The issue came up, again, two years ago, and we then opposed the shortening of maturities to take advantage of the spreads. It was not clear that much was to be gained given the situation we saw at the time. Lately, with the long bond well below double digits, the Fed has generally opposed the idea of making changes in the patterns of bond issuance on the grounds that the gains would be much smaller than advertised; furthermore, the long bond provides important information about inflation expectations and should not be messed with on an ad hoc basis. As far as I can tell, this is now the position of the Fed, although there is some lukewarm support among the governors for shortening up.

In this case, we would do exactly what Friedman suggests, although we disagree with the reasons he offers for doing so. Supply and demand of government debt does not determine long-term interest rates. If it did, the long bond would boom if the government shortened maturities of new debt to zero, issuing non-interest bearing paper to pay its bills or retiring bonds with cash. A mix of expectations about government behavior determines long-term interest rates, which is why we, at times, experience rising bond yields coincident with falling commodity prices. An argument can be made that, in the current situation, a drastic reduction in supply of 30-year bonds would lower the long-term bond yield slightly, because investors would pay a premium to maintain the preferred maturity structure of portfolios. Buying long bonds rather than short-term bills amounts to a bet that interest rates will fall, and investors would pay slightly more to make such bets. Friedman's claim that shifting a quarter of new debt sales from longer-term bonds to short-term paper would drop rates by half a percentage point, though, depends upon simplistic supply-and-demand calculations which treat bonds as if they were just another commodity. By the same argument, short-term rates would rise if the Treasury dumped more short-term paper on the market.

The reason I would now shorten the maturity of the debt structure is that I believe the price of gold, not the price of the long bond, is the market's purest guess of inflation expectations. The bond market, we have proven to our satisfaction, is happiest when gold is at $350. Fed Chairman Alan Greenspan and fellow governor Wayne Angell are also happier when gold is at $350, although they are clearly not as concerned about the happiness of the bond market as the bond market is, or as we are. If they were, they would not have permitted the gold price to slide below $340, then $330, a clear deflation signal coincident with rising bond yields these past two months. They could have had the Fed do the job of shortening maturities of government debt by buying bonds in the open market with newly created reserves. The Treasury Department cannot create reserves, which only means it can't issue non-interest bearing cash -- the most liquid of all government debt -- to pay its bills. But it can have much the same effect by issuing shorter-term securities, when the spreads are wide, as they are now, and the gold price is low, as it is now. This is probably why the long bond acts so happy when the news of what Treasury will do runs in that direction.

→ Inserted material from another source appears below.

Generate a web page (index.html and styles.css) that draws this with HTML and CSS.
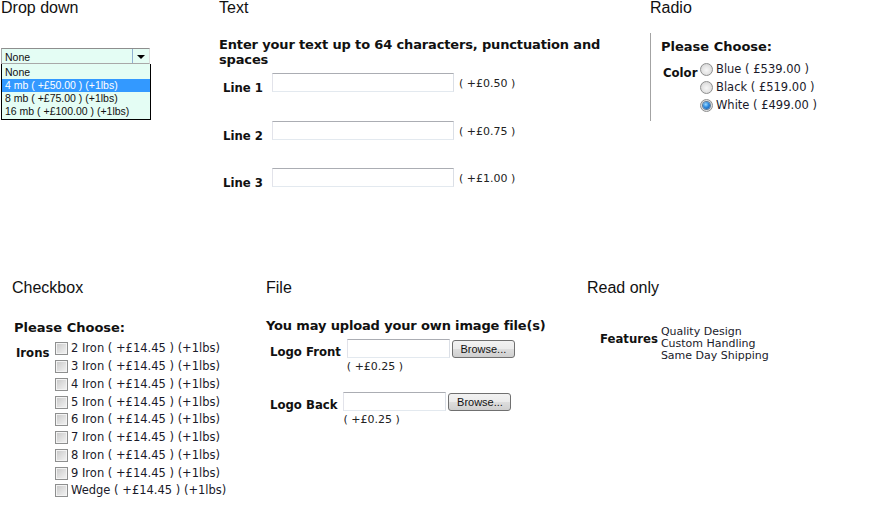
FILE: index.html
```html
<!DOCTYPE html>
<html lang="en">
<head>
<meta charset="utf-8">
<title>Product options</title>
<link rel="stylesheet" href="styles.css">
</head>
<body>
<div class="page">
  <div class="row row-top">
    <section class="col col-dd">
      <h2 class="title">Drop down</h2>
      <div class="select">
        <span class="select-value">None</span>
        <span class="select-btn"><span class="caret"></span></span>
      </div>
      <ul class="listbox">
        <li>None</li>
        <li class="active">4 mb ( +£50.00 ) (+1lbs)</li>
        <li>8 mb ( +£75.00 ) (+1lbs)</li>
        <li>16 mb ( +£100.00 ) (+1lbs)</li>
      </ul>
    </section>

    <section class="col col-text">
      <h2 class="title">Text</h2>
      <p class="intro">Enter your text up to 64 characters, punctuation and spaces</p>
      <div class="lines">
        <div class="line-row"><label class="lbl lbl-line">Line 1</label><input class="tin" type="text"><span class="price">( +£0.50 )</span></div>
        <div class="line-row"><label class="lbl lbl-line">Line 2</label><input class="tin" type="text"><span class="price">( +£0.75 )</span></div>
        <div class="line-row"><label class="lbl lbl-line">Line 3</label><input class="tin" type="text"><span class="price">( +£1.00 )</span></div>
      </div>
    </section>

    <section class="col col-radio">
      <h2 class="title">Radio</h2>
      <div class="radio-box">
        <p class="choose">Please Choose:</p>
        <div class="opt-field">
          <span class="lbl lbl-color">Color</span>
          <div class="opt-list">
            <div class="opt"><span class="radio"></span>Blue ( £539.00 )</div>
            <div class="opt"><span class="radio"></span>Black ( £519.00 )</div>
            <div class="opt"><span class="radio checked"></span>White ( £499.00 )</div>
          </div>
        </div>
      </div>
    </section>
  </div>

  <div class="row row-bottom">
    <section class="col col-check">
      <h2 class="title">Checkbox</h2>
      <p class="choose choose-check">Please Choose:</p>
      <div class="check-field">
        <span class="lbl lbl-irons">Irons</span>
        <div class="chk-list">
          <div class="chk-row"><span class="chk"></span>2 Iron ( +£14.45 ) (+1lbs)</div>
          <div class="chk-row"><span class="chk"></span>3 Iron ( +£14.45 ) (+1lbs)</div>
          <div class="chk-row"><span class="chk"></span>4 Iron ( +£14.45 ) (+1lbs)</div>
          <div class="chk-row"><span class="chk"></span>5 Iron ( +£14.45 ) (+1lbs)</div>
          <div class="chk-row"><span class="chk"></span>6 Iron ( +£14.45 ) (+1lbs)</div>
          <div class="chk-row"><span class="chk"></span>7 Iron ( +£14.45 ) (+1lbs)</div>
          <div class="chk-row"><span class="chk"></span>8 Iron ( +£14.45 ) (+1lbs)</div>
          <div class="chk-row"><span class="chk"></span>9 Iron ( +£14.45 ) (+1lbs)</div>
          <div class="chk-row"><span class="chk"></span>Wedge ( +£14.45 ) (+1lbs)</div>
        </div>
      </div>
    </section>

    <section class="col col-file">
      <h2 class="title">File</h2>
      <p class="intro intro-file">You may upload your own image file(s)</p>
      <div class="file-row">
        <span class="lbl lbl-file">Logo Front</span>
        <div class="file-ctrl">
          <div class="file-inputs"><span class="fin"></span><span class="browse">Browse...</span></div>
          <span class="price price-file">( +£0.25 )</span>
        </div>
      </div>
      <div class="file-row file-row-2">
        <span class="lbl lbl-file">Logo Back</span>
        <div class="file-ctrl">
          <div class="file-inputs"><span class="fin"></span><span class="browse">Browse...</span></div>
          <span class="price price-file">( +£0.25 )</span>
        </div>
      </div>
    </section>

    <section class="col col-ro">
      <h2 class="title">Read only</h2>
      <div class="ro-field">
        <span class="lbl lbl-feat">Features</span>
        <div class="ro-lines">
          <div>Quality Design</div>
          <div>Custom Handling</div>
          <div>Same Day Shipping</div>
        </div>
      </div>
    </section>
  </div>
</div>
</body>
</html>
```

FILE: styles.css
```css
* { box-sizing: border-box; }

body {
  margin: 0;
  background: #fff;
  color: #151515;
  font-family: "DejaVu Sans", Verdana, sans-serif;
}

.row { display: flex; }
.row-top { height: 280px; }
.row-bottom { padding-left: 12px; }

.title {
  margin: 0;
  font: 400 16px/16px "Liberation Sans", Arial, sans-serif;
  color: #111;
}

.col-dd { width: 218px; margin-left: 1px; }
.col-text { width: 431px; }
.col-radio { flex: 1; }
.col-check { width: 254px; }
.col-file { width: 321px; }
.col-ro { flex: 1; }

/* labels (narrow bold) */
.lbl {
  font-family: "DejaVu Sans Condensed", "DejaVu Sans", sans-serif;
  font-stretch: condensed;
  font-weight: 700;
  font-size: 13px;
  line-height: 15px;
  color: #111;
  white-space: nowrap;
}

/* drop down */
.select {
  margin-top: 32px;
  width: 149px;
  height: 16px;
  display: flex;
  background: #e4fdf4;
  border: 1px solid #a8a8a8;
  border-top-color: #8e8e8e;
  border-right-color: #dcdcdc;
}
.select-value {
  flex: 1;
  padding: 1px 0 0 3px;
  font: 10.5px/14px "Liberation Sans", Arial, sans-serif;
  color: #111;
}
.select-btn {
  width: 17px;
  border-left: 1px solid #8fb0d2;
  display: flex;
  align-items: center;
  justify-content: center;
  padding-top: 2px;
}
.caret {
  width: 0;
  height: 0;
  border-left: 4px solid transparent;
  border-right: 4px solid transparent;
  border-top: 4px solid #000;
}
.listbox {
  list-style: none;
  margin: 0;
  padding: 2px 0 1px;
  width: 150px;
  background: #e4fdf4;
  border: 1px solid #000;
  border-top: 0;
  font: 10.5px/13px "Liberation Sans", Arial, sans-serif;
  color: #111;
}
.listbox li { height: 13px; padding-left: 3px; white-space: nowrap; }
.listbox li.active { background: #3399ff; color: #fff; }

/* text */
.intro {
  margin: 21px 0 0;
  width: 420px;
  font: 700 13px/15px "DejaVu Sans", Verdana, sans-serif;
  letter-spacing: -0.15px;
  color: #111;
}
.lines {
  margin-top: 6px;
  display: flex;
  flex-direction: column;
  gap: 25.5px;
}
.line-row { display: flex; align-items: flex-start; }
.lbl-line { margin: 7px 9px 0 4px; }
.tin {
  width: 182px;
  height: 19px;
  margin: 0;
  padding: 0;
  background: #fff;
  border: 1px solid;
  border-color: #abadb3 #dbdfe6 #e3e9ef #e2e3ea;
}
.price {
  margin: 4px 0 0 5px;
  font: 11px/13px "DejaVu Sans", Verdana, sans-serif;
  color: #222;
  white-space: nowrap;
}

/* radio */
.radio-box {
  margin-top: 17px;
  height: 88px;
  border-left: 1px solid #a3a3a3;
  padding: 6px 0 0 10px;
}
.choose {
  margin: 0;
  font: 700 13px/15px "DejaVu Sans", Verdana, sans-serif;
  color: #111;
}
.opt-field { display: flex; margin-top: 6px; }
.lbl-color { margin: 5px 0 0 2px; width: 37px; }
.opt-list { display: flex; flex-direction: column; }
.opt {
  display: flex;
  align-items: center;
  height: 18px;
  font: 11.5px/13px "DejaVu Sans", Verdana, sans-serif;
  color: #1a1a2a;
  white-space: nowrap;
}
.radio {
  flex: none;
  width: 13px;
  height: 13px;
  margin-right: 3px;
  border-radius: 50%;
  border: 1px solid #8e8f8f;
  background: radial-gradient(circle at 50% 55%, #f6f6f6 0%, #e6e6e6 45%, #cdcdcd 100%);
  display: flex;
  align-items: center;
  justify-content: center;
}
.radio.checked::after {
  content: "";
  width: 7px;
  height: 7px;
  border-radius: 50%;
  background: radial-gradient(circle at 40% 35%, #9fdcff 0%, #2f8be0 45%, #0b4a9a 100%);
  box-shadow: 0 0 0 1px #5c7c9c;
}

/* checkbox */
.choose-check { margin-top: 24px; padding-left: 2px; }
.check-field { display: flex; margin-top: 5px; }
.lbl-irons { margin: 5px 0 0 4px; width: 39px; }
.chk-list { display: flex; flex-direction: column; }
.chk-row {
  display: flex;
  align-items: center;
  height: 17.75px;
  font: 11.5px/13px "DejaVu Sans", Verdana, sans-serif;
  color: #1a1a2a;
  white-space: nowrap;
}
.chk {
  flex: none;
  width: 13px;
  height: 13px;
  margin-right: 3px;
  border: 1px solid #8e8f8f;
  background: linear-gradient(135deg, #c6c6c6 0%, #dedede 50%, #f4f4f4 100%);
  box-shadow: inset 0 0 0 1px #f3f3f3;
}

/* file */
.intro-file { margin-top: 22px; width: auto; }
.file-row { display: flex; align-items: flex-start; margin-top: 6px; }
.file-row-2 { margin-top: 19px; }
.lbl-file { margin: 5px 6px 0 4px; }
.file-ctrl { display: flex; flex-direction: column; }
.file-inputs { display: flex; gap: 2px; align-items: flex-start; }
.fin {
  display: block;
  width: 103px;
  height: 19px;
  background: #fff;
  border: 1px solid;
  border-color: #abadb3 #dbdfe6 #e3e9ef #e2e3ea;
}
.browse {
  display: flex;
  align-items: center;
  justify-content: center;
  width: 63px;
  height: 18px;
  margin-top: 1px;
  border: 1px solid #707070;
  border-radius: 3px;
  background: linear-gradient(#f2f2f2 0%, #ebebeb 48%, #dddddd 52%, #cfcfcf 100%);
  font: 11px/1 "Liberation Sans", Arial, sans-serif;
  color: #111;
}
.price-file { margin: 2px 0 0 0; }

/* read only */
.ro-field { display: flex; margin-top: 30px; padding-left: 13px; }
.lbl-feat { margin: 5px 3px 0 0; }
.ro-lines {
  font: 11px/12px "DejaVu Sans", Verdana, sans-serif;
  color: #1a1a2a;
  white-space: nowrap;
}
```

This is a different proposition from Friedman's claim that issuing shorter-maturity paper is a "win-win proposition." I would not be so crude as to suggest a precise shift in volume and assert a precise price effect, as he does. Shifting a quarter of new debt sales to short-term paper might be too much for the market's appetite for more liquid assets, and we would observe the gold price climbing above $350, along with bond yields.

If I were Lloyd Bentsen, I would, though, do exactly what Friedman recommends, and shift a quarter of the new debt issue to shorter paper -- as the bond market has already applauded the idea in advance. If I were Greenspan, and wanted to keep control of monetary policy at the central bank, instead of ceding it to Treasury in this manner, I would get the gold price back up to $350 by shortening maturities through the FOMC! Then, any talk of shortening maturities at Treasury would probably get raspberries from the bond market.

In 1981, the Fed was still totally hung up on monetary aggregates, which led it into the horrendous deflation and recession that followed. At the time, I remember advising White House Chief-of-Staff James Baker III that President Reagan could put virtually complete control of monetary policy into the hands of the Treasury -- by asking Treasury to stabilize the dollar value of our international gold reserves, and to ask the Fed to cooperate. This would, of course, have instantly replaced the M-1 target with a gold target. The deflation and recession would have been avoided, along with the colossal federal deficits that recession brought in its wake. The idea was a bit too avant garde for JBIII.

Leaving aside the exaggerated claims about big interest savings, any proposal to change the maturity structure of government debt amounts to asking the Treasury Secretary to take a view on interest rates. Yes, by issuing long bonds, the Treasury insures itself against future increases in interest rates. But given the Fed's success in containing both inflation and inflation expectations, there is something to be said for the Treasury placing bets on even more such success in the future. Bentsen would surely be doing this if he shortened maturities in the manner described. The effect on bond prices might not produce terribly significant amounts of savings on debt finance, although every billion helps. The process itself would help educate this new Administration on the dynamics of monetary policy. If it really wanted to send a signal to the market that it is betting on lower future interest rates, it could offer a special issue of bonds with principal payments indexed to the price of gold. Instead of picking up a handful of basis points, Treasury would pick up a handful of percentage points. Homestake Mining's gold bonds now yield just 3% on the market; Treasury could probably obtain an even better rate. The idea is not one that Alan Greenspan would have any trouble with. He's been pushing it for at least 15 years.